PROVIDED DATA:
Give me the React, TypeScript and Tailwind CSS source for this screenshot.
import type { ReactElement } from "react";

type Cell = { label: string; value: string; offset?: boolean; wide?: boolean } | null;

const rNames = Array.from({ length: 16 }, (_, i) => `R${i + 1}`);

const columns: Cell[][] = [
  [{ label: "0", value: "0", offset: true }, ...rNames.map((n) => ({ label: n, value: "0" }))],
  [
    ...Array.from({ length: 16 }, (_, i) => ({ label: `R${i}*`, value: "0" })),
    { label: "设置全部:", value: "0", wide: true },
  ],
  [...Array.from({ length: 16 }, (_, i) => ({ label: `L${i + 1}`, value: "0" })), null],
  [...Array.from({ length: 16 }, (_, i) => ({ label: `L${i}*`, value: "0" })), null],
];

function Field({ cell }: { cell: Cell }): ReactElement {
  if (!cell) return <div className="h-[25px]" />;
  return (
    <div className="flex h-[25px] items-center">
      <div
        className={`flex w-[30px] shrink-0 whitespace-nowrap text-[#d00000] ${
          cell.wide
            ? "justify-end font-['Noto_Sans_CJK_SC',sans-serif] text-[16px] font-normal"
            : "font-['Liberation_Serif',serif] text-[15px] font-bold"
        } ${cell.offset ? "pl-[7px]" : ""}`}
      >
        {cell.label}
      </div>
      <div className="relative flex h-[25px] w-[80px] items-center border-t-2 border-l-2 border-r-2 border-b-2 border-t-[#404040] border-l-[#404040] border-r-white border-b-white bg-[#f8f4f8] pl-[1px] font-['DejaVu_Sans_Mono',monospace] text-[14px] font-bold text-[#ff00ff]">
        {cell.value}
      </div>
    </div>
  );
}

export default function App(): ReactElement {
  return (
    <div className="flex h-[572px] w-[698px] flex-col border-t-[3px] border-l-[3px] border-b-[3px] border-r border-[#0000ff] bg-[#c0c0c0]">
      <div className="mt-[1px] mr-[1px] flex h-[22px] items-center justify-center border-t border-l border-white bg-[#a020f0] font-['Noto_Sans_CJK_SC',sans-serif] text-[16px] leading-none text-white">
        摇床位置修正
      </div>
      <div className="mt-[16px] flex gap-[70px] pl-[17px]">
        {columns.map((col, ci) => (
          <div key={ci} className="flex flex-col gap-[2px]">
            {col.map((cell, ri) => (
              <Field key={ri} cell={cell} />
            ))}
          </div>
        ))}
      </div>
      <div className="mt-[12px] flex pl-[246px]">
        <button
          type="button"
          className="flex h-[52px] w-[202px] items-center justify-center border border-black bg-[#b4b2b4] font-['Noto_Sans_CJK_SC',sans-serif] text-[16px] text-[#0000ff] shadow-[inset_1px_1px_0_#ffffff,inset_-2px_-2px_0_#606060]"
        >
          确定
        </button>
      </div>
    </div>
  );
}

WHAT TO DO:
Print the material verbatim, all of it.

EXPECTED ANSWER:
Give me the React, TypeScript and Tailwind CSS source for this screenshot.
import type { ReactElement } from "react";

type Cell = { label: string; value: string; offset?: boolean; wide?: boolean } | null;

const rNames = Array.from({ length: 16 }, (_, i) => `R${i + 1}`);

const columns: Cell[][] = [
  [{ label: "0", value: "0", offset: true }, ...rNames.map((n) => ({ label: n, value: "0" }))],
  [
    ...Array.from({ length: 16 }, (_, i) => ({ label: `R${i}*`, value: "0" })),
    { label: "设置全部:", value: "0", wide: true },
  ],
  [...Array.from({ length: 16 }, (_, i) => ({ label: `L${i + 1}`, value: "0" })), null],
  [...Array.from({ length: 16 }, (_, i) => ({ label: `L${i}*`, value: "0" })), null],
];

function Field({ cell }: { cell: Cell }): ReactElement {
  if (!cell) return <div className="h-[25px]" />;
  return (
    <div className="flex h-[25px] items-center">
      <div
        className={`flex w-[30px] shrink-0 whitespace-nowrap text-[#d00000] ${
          cell.wide
            ? "justify-end font-['Noto_Sans_CJK_SC',sans-serif] text-[16px] font-normal"
            : "font-['Liberation_Serif',serif] text-[15px] font-bold"
        } ${cell.offset ? "pl-[7px]" : ""}`}
      >
        {cell.label}
      </div>
      <div className="relative flex h-[25px] w-[80px] items-center border-t-2 border-l-2 border-r-2 border-b-2 border-t-[#404040] border-l-[#404040] border-r-white border-b-white bg-[#f8f4f8] pl-[1px] font-['DejaVu_Sans_Mono',monospace] text-[14px] font-bold text-[#ff00ff]">
        {cell.value}
      </div>
    </div>
  );
}

export default function App(): ReactElement {
  return (
    <div className="flex h-[572px] w-[698px] flex-col border-t-[3px] border-l-[3px] border-b-[3px] border-r border-[#0000ff] bg-[#c0c0c0]">
      <div className="mt-[1px] mr-[1px] flex h-[22px] items-center justify-center border-t border-l border-white bg-[#a020f0] font-['Noto_Sans_CJK_SC',sans-serif] text-[16px] leading-none text-white">
        摇床位置修正
      </div>
      <div className="mt-[16px] flex gap-[70px] pl-[17px]">
        {columns.map((col, ci) => (
          <div key={ci} className="flex flex-col gap-[2px]">
            {col.map((cell, ri) => (
              <Field key={ri} cell={cell} />
            ))}
          </div>
        ))}
      </div>
      <div className="mt-[12px] flex pl-[246px]">
        <button
          type="button"
          className="flex h-[52px] w-[202px] items-center justify-center border border-black bg-[#b4b2b4] font-['Noto_Sans_CJK_SC',sans-serif] text-[16px] text-[#0000ff] shadow-[inset_1px_1px_0_#ffffff,inset_-2px_-2px_0_#606060]"
        >
          确定
        </button>
      </div>
    </div>
  );
}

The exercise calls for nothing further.